Aim of the exercise:
Collect all lines below with the string "styles".

Available records:

_ _ _ _ _

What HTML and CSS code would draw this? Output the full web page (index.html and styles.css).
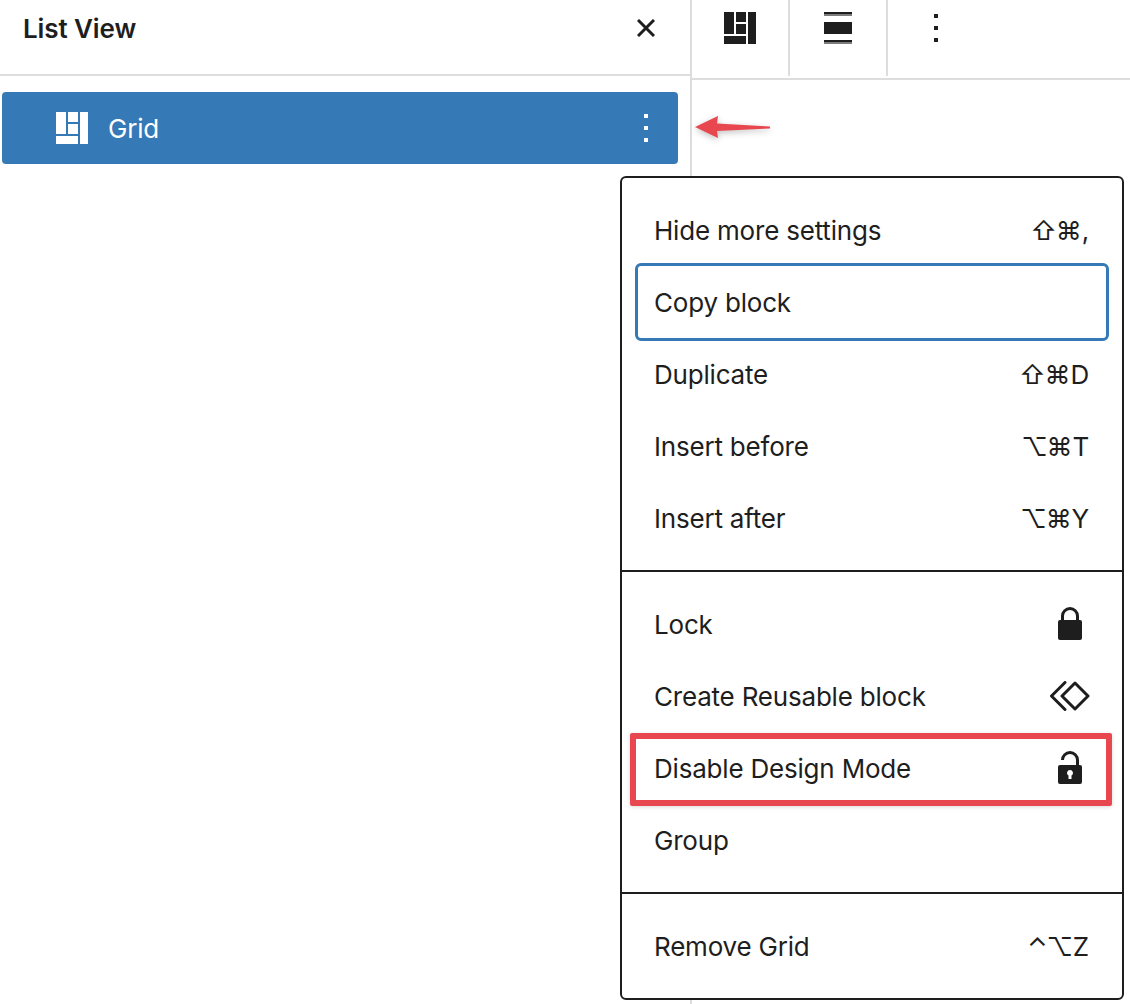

_ _ _ _ _

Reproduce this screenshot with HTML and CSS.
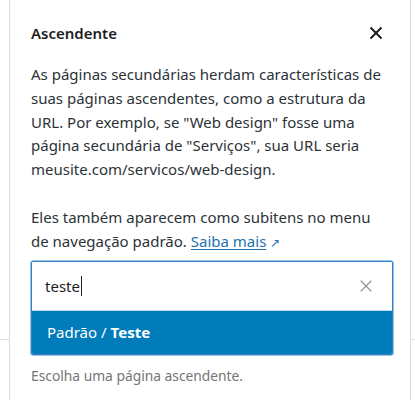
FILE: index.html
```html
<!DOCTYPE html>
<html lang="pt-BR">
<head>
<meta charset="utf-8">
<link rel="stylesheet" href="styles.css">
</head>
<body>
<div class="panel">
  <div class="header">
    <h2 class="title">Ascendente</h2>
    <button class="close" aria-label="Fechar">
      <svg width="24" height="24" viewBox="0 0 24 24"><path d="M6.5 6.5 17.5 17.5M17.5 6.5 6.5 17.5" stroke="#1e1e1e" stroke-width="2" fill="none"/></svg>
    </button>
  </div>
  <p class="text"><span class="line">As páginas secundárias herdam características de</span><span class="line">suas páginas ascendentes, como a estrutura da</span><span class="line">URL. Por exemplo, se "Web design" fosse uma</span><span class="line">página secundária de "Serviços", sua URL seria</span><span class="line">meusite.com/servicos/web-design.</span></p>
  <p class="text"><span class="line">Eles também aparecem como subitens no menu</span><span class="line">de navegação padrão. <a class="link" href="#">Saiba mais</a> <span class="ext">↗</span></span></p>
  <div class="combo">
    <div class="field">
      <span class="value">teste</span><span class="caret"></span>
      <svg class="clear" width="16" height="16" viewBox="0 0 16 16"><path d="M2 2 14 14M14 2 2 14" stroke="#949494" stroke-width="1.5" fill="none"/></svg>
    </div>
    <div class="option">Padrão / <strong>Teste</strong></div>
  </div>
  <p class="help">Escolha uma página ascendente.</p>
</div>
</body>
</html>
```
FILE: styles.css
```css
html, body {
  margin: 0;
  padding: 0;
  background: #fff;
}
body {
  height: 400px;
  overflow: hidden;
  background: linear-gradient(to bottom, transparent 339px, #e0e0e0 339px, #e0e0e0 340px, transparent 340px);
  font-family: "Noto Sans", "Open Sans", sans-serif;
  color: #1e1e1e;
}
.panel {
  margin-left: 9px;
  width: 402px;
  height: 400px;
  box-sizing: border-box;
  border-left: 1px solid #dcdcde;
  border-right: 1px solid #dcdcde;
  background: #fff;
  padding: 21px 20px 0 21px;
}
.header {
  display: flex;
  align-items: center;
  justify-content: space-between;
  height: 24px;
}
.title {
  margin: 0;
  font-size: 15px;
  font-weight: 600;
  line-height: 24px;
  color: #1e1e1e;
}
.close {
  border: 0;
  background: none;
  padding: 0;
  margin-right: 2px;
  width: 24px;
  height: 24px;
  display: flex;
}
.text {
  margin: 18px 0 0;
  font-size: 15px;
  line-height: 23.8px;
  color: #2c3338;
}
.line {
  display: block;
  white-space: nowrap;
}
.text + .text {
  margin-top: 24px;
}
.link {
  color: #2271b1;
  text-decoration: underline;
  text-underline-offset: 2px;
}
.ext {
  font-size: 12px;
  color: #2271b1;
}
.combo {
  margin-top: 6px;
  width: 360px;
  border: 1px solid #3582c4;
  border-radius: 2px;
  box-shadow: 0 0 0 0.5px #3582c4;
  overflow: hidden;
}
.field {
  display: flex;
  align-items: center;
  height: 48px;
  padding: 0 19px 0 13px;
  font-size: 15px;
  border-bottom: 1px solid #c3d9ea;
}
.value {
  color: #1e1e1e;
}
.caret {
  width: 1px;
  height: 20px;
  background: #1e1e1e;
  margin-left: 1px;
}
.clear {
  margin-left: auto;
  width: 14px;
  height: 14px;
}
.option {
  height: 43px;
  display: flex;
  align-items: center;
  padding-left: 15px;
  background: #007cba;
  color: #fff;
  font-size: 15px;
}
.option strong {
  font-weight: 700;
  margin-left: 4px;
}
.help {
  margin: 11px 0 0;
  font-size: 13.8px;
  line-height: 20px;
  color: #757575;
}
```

_ _ _ _ _

The answer:
What HTML and CSS code would draw this? Output the full web page (index.html and styles.css).
<link rel="stylesheet" href="styles.css">
FILE: styles.css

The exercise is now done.